Comment by theandrewbailey
6 days ago
After using Linux just about everywhere else, I moved my main desktop/gaming rig to Linux about a year ago. (The last Windows install I have is my retro PC.)
I work in e-waste recycling, and it's my first Windows-free job. A family friend called me for advice on her old decrepit laptop. I told her about my work "laptop": a Surface Pro tablet with Linux. I just sold one to her, partially on the security and privacy advantages of Linux.
>I work in e-waste recycling
How does one get into this, preferably without having to be a yardie for a few years (I'm an electrician with a degree in chemistry)?

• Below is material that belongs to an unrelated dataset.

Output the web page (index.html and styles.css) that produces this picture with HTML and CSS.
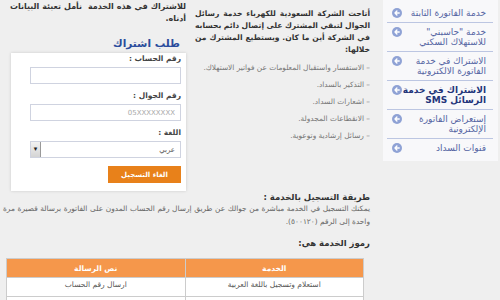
FILE: index.html
```html
<!DOCTYPE html>
<html lang="ar" dir="rtl">
<head>
    <meta charset="UTF-8">
    <title>خدمة الرسائل SMS</title>
    <link rel="stylesheet" href="styles.css">
</head>
<body>
    <div class="page">
        <aside class="sidebar">
            <a class="side-item" href="#">
                <span class="side-text">خدمة الفاتورة الثابتة</span>
                <svg class="side-icon" viewBox="0 0 10 10"><circle cx="5" cy="5" r="5"/><path d="M7.2 5H3 M4.9 3 L3 5 L4.9 7"/></svg>
            </a>
            <a class="side-item" href="#">
                <span class="side-text">خدمة "حاسبني"<br>للاستهلاك السكني</span>
                <svg class="side-icon" viewBox="0 0 10 10"><circle cx="5" cy="5" r="5"/><path d="M7.2 5H3 M4.9 3 L3 5 L4.9 7"/></svg>
            </a>
            <a class="side-item" href="#">
                <span class="side-text">الاشتراك في خدمة<br>الفاتورة الالكترونية</span>
                <svg class="side-icon" viewBox="0 0 10 10"><circle cx="5" cy="5" r="5"/><path d="M7.2 5H3 M4.9 3 L3 5 L4.9 7"/></svg>
            </a>
            <a class="side-item active" href="#">
                <span class="side-text">الاشتراك في خدمة<br>الرسائل SMS</span>
                <svg class="side-icon" viewBox="0 0 10 10"><circle cx="5" cy="5" r="5"/><path d="M7.2 5H3 M4.9 3 L3 5 L4.9 7"/></svg>
            </a>
            <a class="side-item" href="#">
                <span class="side-text">إستعراض الفاتورة<br>الإلكترونية</span>
                <svg class="side-icon" viewBox="0 0 10 10"><circle cx="5" cy="5" r="5"/><path d="M7.2 5H3 M4.9 3 L3 5 L4.9 7"/></svg>
            </a>
            <a class="side-item" href="#">
                <span class="side-text">قنوات السداد</span>
                <svg class="side-icon" viewBox="0 0 10 10"><circle cx="5" cy="5" r="5"/><path d="M7.2 5H3 M4.9 3 L3 5 L4.9 7"/></svg>
            </a>
        </aside>

        <main class="content">
            <div class="intro">
                <div class="intro-text">
                    <p class="lead">أتاحت الشركة السعودية للكهرباء خدمة رسائل الجوال لتبقي المشترك على إتصال دائم بحسابه في الشركة أين ما كان. ويستطيع المشترك من خلالها:</p>
                    <ul class="features">
                        <li>الاستفسار واستقبال المعلومات عن فواتير الاستهلاك.</li>
                        <li>التذكير بالسداد.</li>
                        <li>اشعارات السداد.</li>
                        <li>الانقطاعات المجدولة.</li>
                        <li>رسائل إرشادية وتوعوية.</li>
                    </ul>
                </div>

                <div class="intro-form">
                    <p class="lead">للاشتراك في هذه الخدمة &nbsp;نأمل تعبئة البيانات أدناه.</p>
                    <h2 class="form-title">طلب اشتراك</h2>
                    <form class="form-box">
                        <label class="field-label">رقم الحساب :</label>
                        <input class="field-input" type="text">
                        <label class="field-label">رقم الجوال :</label>
                        <input class="field-input" type="text" placeholder="05XXXXXXXX">
                        <label class="field-label">اللغة :</label>
                        <div class="select-box">
                            <span class="select-value">عربي</span>
                            <span class="select-btn">▾</span>
                        </div>
                        <button class="cancel-btn" type="button">الغاء التسجيل</button>
                    </form>
                </div>
            </div>

            <h3 class="section-title">طريقة التسجيل بالخدمة :</h3>
            <p class="body-text">يمكنك التسجيل في الخدمة مباشرة من جوالك عن طريق إرسال رقم الحساب المدون على الفاتورة برسالة قصيرة مرة واحدة إلى الرقم (٥٠٠١٢٠).</p>

            <h3 class="section-title codes-title">رموز الخدمة هي:</h3>
            <table class="codes">
                <thead>
                    <tr>
                        <th>الخدمة</th>
                        <th>نص الرسالة</th>
                    </tr>
                </thead>
                <tbody>
                    <tr>
                        <td>استعلام وتسجيل باللغة العربية</td>
                        <td>ارسال رقم الحساب</td>
                    </tr>
                    <tr class="spacer-row">
                        <td></td>
                        <td></td>
                    </tr>
                </tbody>
            </table>
        </main>
    </div>
</body>
</html>
```

FILE: styles.css
```css
* {
    margin: 0;
    padding: 0;
    box-sizing: border-box;
}

body {
    font-family: "DejaVu Sans", "Noto Sans", sans-serif;
    background: #efefef;
    direction: rtl;
    color: #333;
}

.page {
    display: flex;
    align-items: flex-start;
    gap: 13px;
    padding-right: 2px;
}

/* sidebar */

.sidebar {
    width: 115px;
    background: #f8f8fa;
    padding: 4px 5px 5px 4px;
}

.side-item {
    display: flex;
    align-items: flex-start;
    padding: 4px 7px 3px 5px;
    border-bottom: 1px solid #bcc6e2;
    color: #5565a3;
    text-decoration: none;
    font-size: 9px;
    line-height: 10.5px;
}

.side-item:last-child {
    border-bottom: none;
}

.side-item.active {
    color: #23357a;
    font-weight: bold;
}

.side-icon {
    width: 10px;
    height: 10px;
    margin-right: auto;
    flex-shrink: 0;
}

.side-icon circle {
    fill: #8fa2d5;
}

.side-icon path {
    fill: none;
    stroke: #fff;
    stroke-width: 1.4;
    stroke-linecap: round;
    stroke-linejoin: round;
}

/* main column */

.content {
    width: 367px;
}

.intro {
    display: flex;
    gap: 9px;
}

.intro-text {
    width: 175px;
    padding-top: 8px;
}

.lead {
    font-size: 8px;
    font-weight: bold;
    line-height: 12px;
    text-align: justify;
    color: #333;
}

.intro-text .lead {
    font-size: 7.6px;
    word-spacing: -0.8px;
}

.features {
    list-style: none;
    margin-top: 6px;
}

.features li {
    font-size: 7.4px;
    line-height: 12px;
    color: #777;
    margin-bottom: 5px;
    white-space: nowrap;
}

.features li::before {
    content: "– ";
}

.intro-form {
    width: 176px;
    padding-top: 1px;
}

.form-title {
    font-size: 10.5px;
    font-weight: bold;
    color: #2b4c9c;
    margin: 12px 6px 4px 0;
}

.form-box {
    display: flex;
    flex-direction: column;
    align-items: flex-start;
    width: 175px;
    background: #fff;
    box-shadow: 0 0 3px rgba(0, 0, 0, 0.15);
    padding: 0 5px 8px 19px;
}

.field-label {
    font-size: 7.5px;
    font-weight: bold;
    line-height: 12px;
    color: #444;
    margin: 6px 0 2px;
}

.field-label:first-child {
    margin-top: 0;
}

.field-input,
.select-box {
    width: 151px;
    height: 17px;
    border: 1px solid #cfd3e0;
    background: #fff;
    font-family: inherit;
    font-size: 7px;
    padding: 0 5px;
}

.field-input::placeholder {
    color: #aaa;
}

.select-box {
    display: flex;
    align-items: center;
    padding: 0 5px 0 0;
    color: #555;
}

.select-btn {
    margin-right: auto;
    width: 10px;
    height: 15px;
    background: linear-gradient(#f2f2f2, #d4d4d4);
    border-right: 1px solid #999;
    color: #222;
    font-size: 7px;
    line-height: 15px;
    text-align: center;
}

.cancel-btn {
    margin-top: 8px;
    width: 73px;
    height: 17px;
    border: none;
    background: #e8811a;
    color: #fff;
    font-family: inherit;
    font-size: 7px;
    font-weight: bold;
}

/* lower section */

.section-title {
    font-size: 8.5px;
    font-weight: bold;
    line-height: 12px;
}

.body-text {
    font-size: 7.4px;
    line-height: 12.5px;
    color: #666;
    text-align: justify;
}

.codes-title {
    margin-top: 9px;
}

.codes {
    width: 358px;
    margin: 9px 6px 0 0;
    border-collapse: collapse;
    background: #fff;
}

.codes th,
.codes td {
    width: 50%;
    border: 1px solid #ccc;
    text-align: center;
    font-size: 7.5px;
}

.codes th {
    background: #f5974b;
    color: #fff;
    font-weight: bold;
    height: 19px;
}

.codes td {
    height: 19px;
    vertical-align: top;
    padding-top: 2px;
    color: #555;
}
```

Fellow Win7Pro retro machiner.
I'm not sure if my story is useful for you: I had a friend working there when they had an opening. He recommended me, and the boss asked if I knew my stuff; he said yes. I'm struggling to remember how my friend got in there.

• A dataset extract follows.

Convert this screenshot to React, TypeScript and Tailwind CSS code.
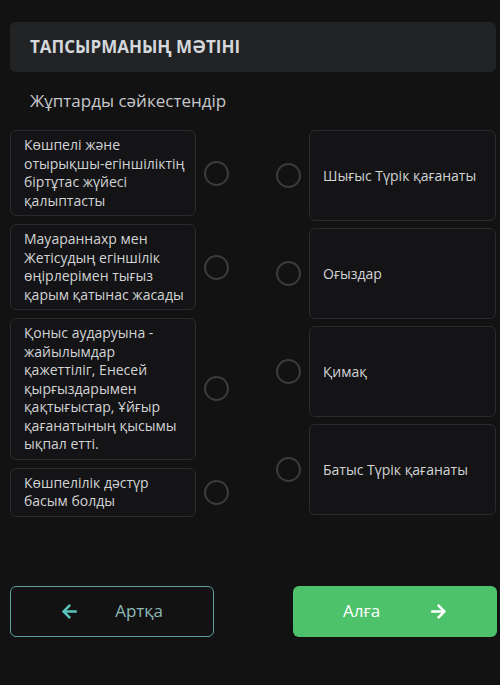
import { FaArrowLeft, FaArrowRight } from "react-icons/fa";

const leftItems = [
  "Көшпелі және отырықшы-егіншіліктің біртұтас жүйесі қалыптасты",
  "Мауараннахр мен Жетісудың егіншілік өңірлерімен тығыз қарым қатынас жасады",
  "Қоныс аударуына - жайылымдар қажеттіліг, Енесей қырғыздарымен қақтығыстар, Ұйғыр қағанатының қысымы ықпал етті.",
  "Көшпелілік дәстүр басым болды",
];

const rightItems = ["Шығыс Түрік қағанаты", "Оғыздар", "Қимақ", "Батыс Түрік қағанаты"];

function Dot() {
  return <div className="w-[25px] h-[25px] shrink-0 rounded-full border-2 border-[#3a3b3d]" />;
}

export default function App() {
  return (
    <div
      className="w-[500px] h-[685px] bg-[#121213] text-[#d2d3d5] overflow-hidden"
      style={{ fontFamily: '"Open Sans", "Noto Sans", sans-serif' }}
    >
      <div className="pt-[22px] pl-[10px] pr-[4px]">
        <div className="h-[50px] rounded-md bg-[#222325] flex items-center px-5">
          <span className="text-[17px] font-bold text-[#d4d7dc]">ТАПСЫРМАНЫҢ МӘТІНІ</span>
        </div>
      </div>

      <div className="pl-[30px] h-[58px] flex items-center text-[17px] text-[#c6c7c9]">
        Жұптарды сәйкестендір
      </div>

      <div className="flex pl-[10px] pr-[4px]">
        <div className="flex flex-col gap-2">
          {leftItems.map((t) => (
            <div key={t} className="flex items-center">
              <div className="w-[186px] rounded-md border border-[#2a2b2e] bg-[#141416] pl-[13px] pr-[8px] pt-[5px] pb-[5px] text-[14px] leading-[18.5px]">
                {t}
              </div>
              <div className="ml-[8px]">
                <Dot />
              </div>
            </div>
          ))}
        </div>

        <div className="flex flex-col gap-[7px] ml-[47px] flex-1">
          {rightItems.map((t) => (
            <div key={t} className="flex items-center h-[91px]">
              <Dot />
              <div className="ml-[8px] flex-1 h-full rounded-md border border-[#2a2b2e] bg-[#141416] flex items-center pl-[13px] text-[14px]">
                {t}
              </div>
            </div>
          ))}
        </div>
      </div>

      <div className="flex justify-between pl-[10px] pr-[3px] mt-[69px]">
        <button className="w-[204px] h-[51px] rounded-md border border-[#5f9e99] flex items-center justify-between px-[50px] text-[17px] text-[#8db9b6]">
          <FaArrowLeft className="text-[#5cc4bd] text-[17px]" />
          <span>Артқа</span>
        </button>
        <button className="w-[204px] h-[51px] rounded-md bg-[#4dc26a] flex items-center justify-between px-[50px] text-[17px] text-white">
          <span>Алға</span>
          <FaArrowRight className="text-white text-[17px]" />
        </button>
      </div>
    </div>
  );
}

I work in the refurb division. I walk though the receiving and demanufacturing areas looking for things that would be worth our time to resell.
Though if you have a chemistry degree, you'd probably be more helpful to the people we sell scrap to. From what the boss told me, they're the ones who shred PCBs, drives, etc. and dissolve them in acid to extract metals and other materials, like one would with mined ore.
And our certifications require us to use buyers who don't turn around and ship things off to the third world for "processing": https://sustainableelectronics.org/welcome-to-r2v3/
Thanks for taking time to respond.
>I had a friend working there
Also how I got my first tech job, working in a laptop repair facility (on-site for a large engineering team).
>you'd probably be more helpful to the people we sell scrap to
Thanks for the certification links (which has a map with hundreds of locations — none near me, but have been looking for a smaller community and this is helpful information).